Table 4 Example of professional qualifications and progression
Sector Job or profession Required or desirable qualifications Progression

Motor mechanic

Institute of the Motor Industry Accreditation: Light Vehicle Maintenance and Repair
  • Service Maintenance Technician (2 years)
  • Diagnostic Technician (3 years)
  • Master Technician (5 years)

So, knowledge of the training and qualifications that apply to any particular field or sector can be fundamental to planning your future career path and may also indicate other routes for you to follow. For example, in the case of the motor mechanic in Activity 3, gaining these qualifications allows them, and their employer, to be listed on a professional register open to the public. There may also be opportunities to use these qualifications with appropriate experience to move into more senior management roles within the industry.

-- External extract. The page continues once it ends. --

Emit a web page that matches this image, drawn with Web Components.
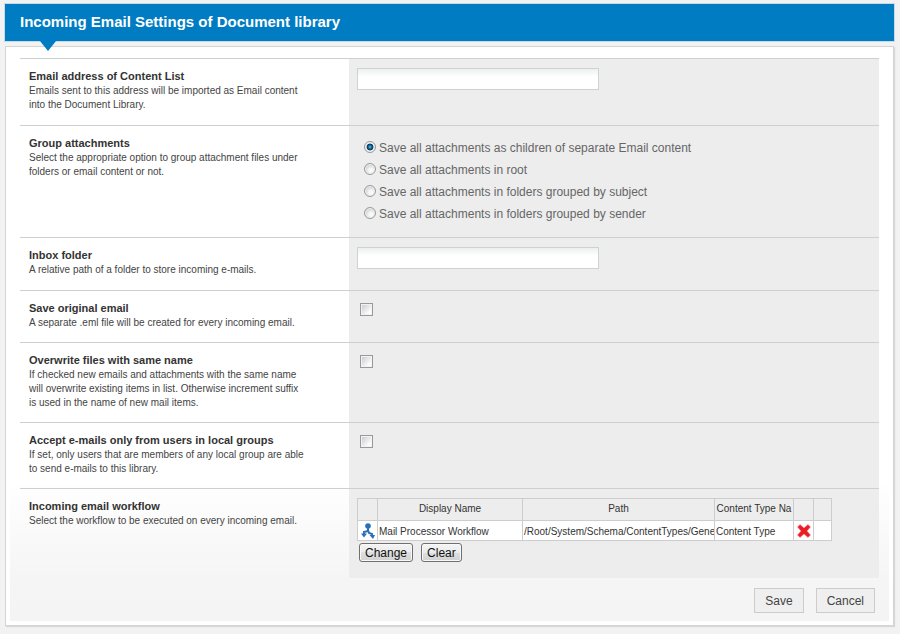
<!DOCTYPE html>
<html lang="en">
<head>
<meta charset="utf-8">
<title>Incoming Email Settings of Document library</title>
<style>
body { margin: 0; padding: 4px 6px 8px 5px; background: #f2f2f2; font: 12px "Liberation Sans", Arial, sans-serif; color: #333; }
</style>
</head>
<body>
<page-title>Incoming Email Settings of Document library</page-title>
<settings-panel>
  <settings-form></settings-form>
</settings-panel>

<template id="page-title">
<style>
:host { display: block; position: relative; background: #007cc2; box-shadow: 0 0 0 1px #c5dbe8; }
h1 { margin: 0; padding: 8px 15px 9px; font-size: 15px; line-height: 20px; font-weight: bold; color: #fff; }
.pointer { position: absolute; left: 35px; top: 100%; width: 16px; height: 10px; background: #007cc2; clip-path: polygon(0 0, 100% 0, 50% 100%); z-index: 1; }
</style>
<h1><slot></slot></h1>
<div class="pointer"></div>
</template>

<template id="settings-panel">
<style>
:host { display: block; margin-top: 5px; border: 1px solid #d4d4d4; background: #fff; padding: 4px; box-shadow: 1px 1px 1px #d8d8d8; }
.sheet { padding: 7px 10px 8px; background: linear-gradient(to top, #f4f4f4 0, #f5f5f5 40px, #fff 140px); }
</style>
<div class="sheet"><slot></slot></div>
</template>

<template id="setting-row">
<style>
:host { display: grid; grid-template-columns: 329px 1fr; border-top: 1px solid #cfcfcf; }
.text { padding: 10px 9px var(--row-end, 13px); line-height: 14px; }
.name { display: block; font-size: 11px; font-weight: bold; color: #333; }
.note { max-width: 275px; margin: 1px 0 0; font-size: 10px; color: #444; }
.value { padding: 9px 8px; background: #ededed; color: #555; min-width: 0; }
</style>
<div class="text"><span class="name"><slot name="name"></slot></span><p class="note"><slot name="note"></slot></p></div>
<div class="value"><slot></slot></div>
</template>

<template id="radio-list">
<style>
:host { display: block; padding: 2px 0 3px 7px; }
label { display: flex; align-items: center; gap: 3px; line-height: 22px; font-size: 12px; color: #666; }
input { appearance: none; flex: none; width: 12px; height: 12px; margin: 0 0 2px; border: 1px solid #9a9a9a; border-radius: 50%; background: radial-gradient(circle at 60% 65%, #f8f8f8 20%, #c9cccf 75%); box-shadow: inset 0 0 0 1px #f2f2f2; }
input:checked { background: radial-gradient(circle at 50% 50%, #5fc0ea 0, #1b7fb5 18%, #0b3350 42%, #e8eaec 54%); }
</style>
</template>

<template id="workflow-grid">
<style>
:host { display: block; }
table { width: 474px; max-width: 100%; table-layout: fixed; border-collapse: collapse; font-size: 10px; color: #333; }
th, td { box-sizing: border-box; padding: 0 1px; border: 1px solid #cdcdcd; overflow: hidden; white-space: nowrap; font-weight: normal; text-align: left; }
th { height: 22px; padding-bottom: 2px; text-align: center; }
td { height: 20px; padding-top: 2px; background: #fff; }
td.icon, td.remove { padding: 0; text-align: center; }
svg { display: block; margin: 0 auto; }
button { display: block; margin: 0 auto; padding: 0; border: 0; background: none; }
</style>
<table>
<colgroup><col style="width:20px"><col style="width:145px"><col style="width:192px"><col style="width:79px"><col style="width:20px"><col style="width:18px"></colgroup>
<thead><tr><th></th><th>Display Name</th><th>Path</th><th>Content Type Na</th><th></th><th></th></tr></thead>
<tbody><tr>
<td class="icon"><svg width="14" height="16" viewBox="0 0 14 16" aria-hidden="true"><g fill="none" stroke="#2c6fb7" stroke-width="2"><path d="M7 3v5L3 9v3M7 7l1 3 3 1v2"/></g><g fill="#2c6fb7"><circle cx="7" cy="3" r="2.8"/><path d="M0 10.500h6l-3 4z"/><path d="M8.500 12h5.500l-2 4z"/></g></svg></td>
<td>Mail Processor Workflow</td><td>/Root/System/Schema/ContentTypes/Gene</td><td>Content Type</td>
<td class="remove"><button type="button" aria-label="Remove"><svg width="14" height="14" viewBox="0 0 14 14"><path d="M3 .5l4 3.500L11 .5l2.500 2.500L10 7l3.500 4-2.500 2.500L7 10l-4 3.500L.5 11 4 7 .5 3z" fill="#ec1c24" stroke="#f58a8a" stroke-width=".6"/></svg></button></td><td></td>
</tr></tbody>
</table>
</template>

<template id="settings-form">
<style>
form { display: block; }
setting-row:nth-of-type(n+4) { --row-end: 12px; }
input[type=text] { display: block; box-sizing: border-box; width: 242px; max-width: 100%; height: 22px; margin: 0; padding: 0 4px; border: 1px solid #cfd2d2; border-radius: 0; background: linear-gradient(#edf0f0, #fff 8px); font: 12px "Liberation Sans", Arial, sans-serif; outline: 0; }
input[type=checkbox] { display: block; appearance: none; box-sizing: border-box; width: 13px; height: 13px; margin: 3px; border: 1px solid #999; background: linear-gradient(135deg, #c3c7cd, #fff 80%); background-clip: content-box; padding: 1px; box-shadow: inset 0 0 0 1px #f2f2f2; }
.tools { display: flex; gap: 8px; padding: 2px 2px 7px; }
.tools button { box-sizing: border-box; height: 19px; padding: 0 5px; border: 1px solid #707070; border-radius: 3px; background: linear-gradient(#f4f4f4, #ebebeb 50%, #dfdfdf 50%, #d2d2d2); box-shadow: inset 0 0 0 1px #f8f8f8; color: #111; font: 12px/16px "Liberation Sans", Arial, sans-serif; }
.actions { display: flex; justify-content: flex-end; gap: 12px; padding: 10px 4px 0; }
.actions button { box-sizing: border-box; height: 25px; padding: 0 10px; border: 1px solid #ccc; background: #efefef; color: #444; font: 12px "Liberation Sans", Arial, sans-serif; }
</style>
<form>
<setting-row><label slot="name" for="address">Email address of Content List</label><span slot="note">Emails sent to this address will be imported as Email content into the Document Library.</span><input type="text" id="address"></setting-row>
<setting-row><span slot="name">Group attachments</span><span slot="note">Select the appropriate option to group attachment files under folders or email content or not.</span><radio-list label="Group attachments" options="Save all attachments as children of separate Email content|Save all attachments in root|Save all attachments in folders grouped by subject|Save all attachments in folders grouped by sender"></radio-list></setting-row>
<setting-row><label slot="name" for="inbox">Inbox folder</label><span slot="note">A relative path of a folder to store incoming e-mails.</span><input type="text" id="inbox"></setting-row>
<setting-row><label slot="name" for="original">Save original email</label><span slot="note">A separate .eml file will be created for every incoming email.</span><input type="checkbox" id="original"></setting-row>
<setting-row><label slot="name" for="overwrite">Overwrite files with same name</label><span slot="note">If checked new emails and attachments with the same name will overwrite existing items in list. Otherwise increment suffix is used in the name of new mail items.</span><input type="checkbox" id="overwrite"></setting-row>
<setting-row><label slot="name" for="local">Accept e-mails only from users in local groups</label><span slot="note">If set, only users that are members of any local group are able to send e-mails to this library.</span><input type="checkbox" id="local"></setting-row>
<setting-row><span slot="name">Incoming email workflow</span><span slot="note">Select the workflow to be executed on every incoming email.</span><workflow-grid></workflow-grid><div class="tools"><button type="button">Change</button><button type="button">Clear</button></div></setting-row>
<div class="actions"><button type="submit">Save</button><button type="button">Cancel</button></div>
</form>
</template>

<script>
class TemplateElement extends HTMLElement {
  constructor() {
    super();
    this.attachShadow({ mode: "open" });
    this.shadowRoot.append(document.getElementById(this.localName).content.cloneNode(true));
  }
}

class RadioList extends TemplateElement {
  connectedCallback() {
    this.setAttribute("role", "radiogroup");
    this.setAttribute("aria-label", this.getAttribute("label"));
    this.getAttribute("options").split("|").forEach((text, i) => {
      const label = document.createElement("label");
      const input = document.createElement("input");
      input.type = "radio";
      input.name = "choice";
      input.checked = i === 0;
      label.append(input, text);
      this.shadowRoot.append(label);
    });
  }
}

customElements.define("page-title", class extends TemplateElement {});
customElements.define("settings-panel", class extends TemplateElement {});
customElements.define("setting-row", class extends TemplateElement {});
customElements.define("radio-list", RadioList);
customElements.define("workflow-grid", class extends TemplateElement {});
customElements.define("settings-form", class extends TemplateElement {});
</script>
</body>
</html>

There is, in fact, a national qualification framework in the UK (covering England, Wales and Northern Ireland) based on the Regulated Qualification Framework (RQF) and the Framework for Higher Education Qualifications (FHEQ). It has nine levels incorporating vocational qualifications such as NVQs and BTEC, and academic qualifications such as GCSEs, AS/A levels, degrees and postgraduate-level qualifications.

To find out more about this framework, you should visit the GOV.UK website [Tip: hold Ctrl and click a link to open it in a new tab. (Hide tip)] . Use this framework to identify your highest level of qualification but also the level of any vocational or professional qualification that you have. You may find that these are very different; it is not uncommon to have a level 6 vocational qualification but to be working towards a professional qualification at level 3.

The national qualification framework will give you a good understanding of the range of qualifications available and how they match against each other. Of course, you also will need to find out more about the specific qualifications available in your sector and their level in the national structure but contacting the appropriate professional or sector skills body should be a useful first step in this process.